___ Given data ___

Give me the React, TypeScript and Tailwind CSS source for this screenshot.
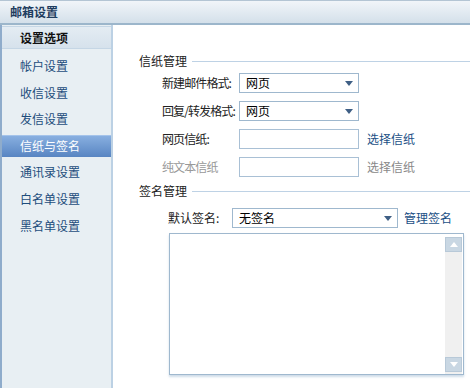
import React from "react";

const menu = ["帐户设置", "收信设置", "发信设置", "信纸与签名", "通讯录设置", "白名单设置", "黑名单设置"];

function Arrow() {
  return (
    <svg width="8" height="5" viewBox="0 0 8 5" className="shrink-0">
      <path d="M0 0 L8 0 L4 5 Z" fill="#3f5f85" />
    </svg>
  );
}

function SelectBox({ value, width }: { value: string; width: string }) {
  return (
    <div
      className={`flex h-[20px] ${width} shrink-0 items-center justify-between border border-[#9fb8ce] bg-white pl-[6px] pr-[5px] text-[12px] text-black`}
    >
      <span>{value}</span>
      <Arrow />
    </div>
  );
}

function Section({ title }: { title: string }) {
  return (
    <div className="flex items-center gap-[5px]">
      <span className="text-[12px] text-[#222]">{title}</span>
      <div className="h-px flex-1 bg-[#bed2e5]" />
    </div>
  );
}

function Row({ label, muted, children }: { label: string; muted?: boolean; children: React.ReactNode }) {
  return (
    <div className="flex h-[20px] items-center">
      <span
        className={`w-[100px] shrink-0 whitespace-nowrap pl-[23px] text-[12px] tracking-[-0.9px] ${muted ? "text-[#999]" : "text-[#222]"}`}
      >
        {label}
      </span>
      {children}
    </div>
  );
}

export default function App() {
  return (
    <div
      className="flex h-[388px] w-[470px] flex-col overflow-hidden bg-white"
      style={{ fontFamily: '"Noto Sans CJK SC", "Noto Sans", sans-serif' }}
    >
      <div className="flex h-[25px] shrink-0 items-center border-t border-b-2 border-t-[#b4c5d4] border-b-[#9cb6cb] bg-gradient-to-b from-[#f1f5f9] to-[#d4e0ea] pl-[10px]">
        <span className="text-[12px] font-bold text-[#1f3d60]">邮箱设置</span>
      </div>

      <div className="flex flex-1">
        <div className="flex w-[113px] shrink-0 flex-col border-l-2 border-r-2 border-l-[#8faccb] border-r-[#bcd1e4] bg-[#e8eff3]">
          <div className="mt-px flex h-[23px] items-center border-y border-[#c5d6e5] bg-gradient-to-b from-[#e4ecf3] to-[#d6e2ec] pl-[18px]">
            <span className="text-[12px] font-bold text-[#111]">设置选项</span>
          </div>
          <div className="mt-[6px] flex flex-col gap-[4.6px]">
            {menu.map((m) =>
              m === "信纸与签名" ? (
                <div
                  key={m}
                  className="flex h-[22px] items-center border-t border-[#a4c3ea] bg-gradient-to-b from-[#88afe0] to-[#5885c2] pl-[18px] text-[12px] text-white"
                >
                  {m}
                </div>
              ) : (
                <div key={m} className="flex h-[22px] items-center pl-[18px] text-[12px] text-[#1d4d7c]">
                  {m}
                </div>
              )
            )}
          </div>
        </div>

        <div className="flex flex-1 flex-col pl-[26px] pt-[27px]">
          <Section title="信纸管理" />
          <div className="mt-[3px] flex flex-col gap-[8px] pr-[10px]">
            <Row label="新建邮件格式:">
              <SelectBox value="网页" width="w-[120px]" />
            </Row>
            <Row label="回复/转发格式:">
              <SelectBox value="网页" width="w-[120px]" />
            </Row>
            <Row label="网页信纸:">
              <div className="h-[20px] w-[120px] shrink-0 border border-[#a9c0d5] bg-white" />
              <span className="ml-[8px] whitespace-nowrap text-[12px] text-[#1a4f85]">选择信纸</span>
            </Row>
            <Row label="纯文本信纸" muted>
              <div className="h-[20px] w-[120px] shrink-0 border border-[#a9c0d5] bg-white" />
              <span className="ml-[8px] whitespace-nowrap text-[12px] text-[#888]">选择信纸</span>
            </Row>
          </div>

          <div className="mt-[5px]">
            <Section title="签名管理" />
          </div>

          <div className="mt-[8px] flex h-[20px] items-center">
            <span className="w-[93px] shrink-0 whitespace-nowrap pl-[29px] text-[12px] text-[#222]">默认签名:</span>
            <SelectBox value="无签名" width="w-[166px]" />
            <span className="ml-[6px] whitespace-nowrap text-[12px] text-[#1a4f85]">管理签名</span>
          </div>

          <div className="ml-[30px] mt-[5px] flex h-[142px] w-[295px] border border-[#9fb8ce] bg-white shadow-[0_2px_2px_rgba(160,185,210,0.5)]">
            <div className="flex-1" />
            <div className="mr-px mt-[3px] flex w-[17px] flex-col justify-between bg-[#f0f0f0]">
              <div className="flex h-[15px] items-center justify-center border border-[#b8c9d8] bg-[#c9d7e3]">
                <svg width="8" height="5" viewBox="0 0 8 5">
                  <path d="M0 5 L8 5 L4 0 Z" fill="#fff" />
                </svg>
              </div>
              <div className="mb-[2px] flex h-[15px] items-center justify-center border border-[#b8c9d8] bg-[#c9d7e3]">
                <svg width="8" height="5" viewBox="0 0 8 5">
                  <path d="M0 0 L8 0 L4 5 Z" fill="#fff" />
                </svg>
              </div>
            </div>
          </div>
        </div>
      </div>
    </div>
  );
}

___

▶ Given task
Return each line exactly as written. Any picture gets left out.

▶ Result of this task
Give me the React, TypeScript and Tailwind CSS source for this screenshot.
import React from "react";

const menu = ["帐户设置", "收信设置", "发信设置", "信纸与签名", "通讯录设置", "白名单设置", "黑名单设置"];

function Arrow() {
  return (
    <svg width="8" height="5" viewBox="0 0 8 5" className="shrink-0">
      <path d="M0 0 L8 0 L4 5 Z" fill="#3f5f85" />
    </svg>
  );
}

function SelectBox({ value, width }: { value: string; width: string }) {
  return (
    <div
      className={`flex h-[20px] ${width} shrink-0 items-center justify-between border border-[#9fb8ce] bg-white pl-[6px] pr-[5px] text-[12px] text-black`}
    >
      <span>{value}</span>
      <Arrow />
    </div>
  );
}

function Section({ title }: { title: string }) {
  return (
    <div className="flex items-center gap-[5px]">
      <span className="text-[12px] text-[#222]">{title}</span>
      <div className="h-px flex-1 bg-[#bed2e5]" />
    </div>
  );
}

function Row({ label, muted, children }: { label: string; muted?: boolean; children: React.ReactNode }) {
  return (
    <div className="flex h-[20px] items-center">
      <span
        className={`w-[100px] shrink-0 whitespace-nowrap pl-[23px] text-[12px] tracking-[-0.9px] ${muted ? "text-[#999]" : "text-[#222]"}`}
      >
        {label}
      </span>
      {children}
    </div>
  );
}

export default function App() {
  return (
    <div
      className="flex h-[388px] w-[470px] flex-col overflow-hidden bg-white"
      style={{ fontFamily: '"Noto Sans CJK SC", "Noto Sans", sans-serif' }}
    >
      <div className="flex h-[25px] shrink-0 items-center border-t border-b-2 border-t-[#b4c5d4] border-b-[#9cb6cb] bg-gradient-to-b from-[#f1f5f9] to-[#d4e0ea] pl-[10px]">
        <span className="text-[12px] font-bold text-[#1f3d60]">邮箱设置</span>
      </div>

      <div className="flex flex-1">
        <div className="flex w-[113px] shrink-0 flex-col border-l-2 border-r-2 border-l-[#8faccb] border-r-[#bcd1e4] bg-[#e8eff3]">
          <div className="mt-px flex h-[23px] items-center border-y border-[#c5d6e5] bg-gradient-to-b from-[#e4ecf3] to-[#d6e2ec] pl-[18px]">
            <span className="text-[12px] font-bold text-[#111]">设置选项</span>
          </div>
          <div className="mt-[6px] flex flex-col gap-[4.6px]">
            {menu.map((m) =>
              m === "信纸与签名" ? (
                <div
                  key={m}
                  className="flex h-[22px] items-center border-t border-[#a4c3ea] bg-gradient-to-b from-[#88afe0] to-[#5885c2] pl-[18px] text-[12px] text-white"
                >
                  {m}
                </div>
              ) : (
                <div key={m} className="flex h-[22px] items-center pl-[18px] text-[12px] text-[#1d4d7c]">
                  {m}
                </div>
              )
            )}
          </div>
        </div>

        <div className="flex flex-1 flex-col pl-[26px] pt-[27px]">
          <Section title="信纸管理" />
          <div className="mt-[3px] flex flex-col gap-[8px] pr-[10px]">
            <Row label="新建邮件格式:">
              <SelectBox value="网页" width="w-[120px]" />
            </Row>
            <Row label="回复/转发格式:">
              <SelectBox value="网页" width="w-[120px]" />
            </Row>
            <Row label="网页信纸:">
              <div className="h-[20px] w-[120px] shrink-0 border border-[#a9c0d5] bg-white" />
              <span className="ml-[8px] whitespace-nowrap text-[12px] text-[#1a4f85]">选择信纸</span>
            </Row>
            <Row label="纯文本信纸" muted>
              <div className="h-[20px] w-[120px] shrink-0 border border-[#a9c0d5] bg-white" />
              <span className="ml-[8px] whitespace-nowrap text-[12px] text-[#888]">选择信纸</span>
            </Row>
          </div>

          <div className="mt-[5px]">
            <Section title="签名管理" />
          </div>

          <div className="mt-[8px] flex h-[20px] items-center">
            <span className="w-[93px] shrink-0 whitespace-nowrap pl-[29px] text-[12px] text-[#222]">默认签名:</span>
            <SelectBox value="无签名" width="w-[166px]" />
            <span className="ml-[6px] whitespace-nowrap text-[12px] text-[#1a4f85]">管理签名</span>
          </div>

          <div className="ml-[30px] mt-[5px] flex h-[142px] w-[295px] border border-[#9fb8ce] bg-white shadow-[0_2px_2px_rgba(160,185,210,0.5)]">
            <div className="flex-1" />
            <div className="mr-px mt-[3px] flex w-[17px] flex-col justify-between bg-[#f0f0f0]">
              <div className="flex h-[15px] items-center justify-center border border-[#b8c9d8] bg-[#c9d7e3]">
                <svg width="8" height="5" viewBox="0 0 8 5">
                  <path d="M0 5 L8 5 L4 0 Z" fill="#fff" />
                </svg>
              </div>
              <div className="mb-[2px] flex h-[15px] items-center justify-center border border-[#b8c9d8] bg-[#c9d7e3]">
                <svg width="8" height="5" viewBox="0 0 8 5">
                  <path d="M0 0 L8 0 L4 5 Z" fill="#fff" />
                </svg>
              </div>
            </div>
          </div>
        </div>
      </div>
    </div>
  );
}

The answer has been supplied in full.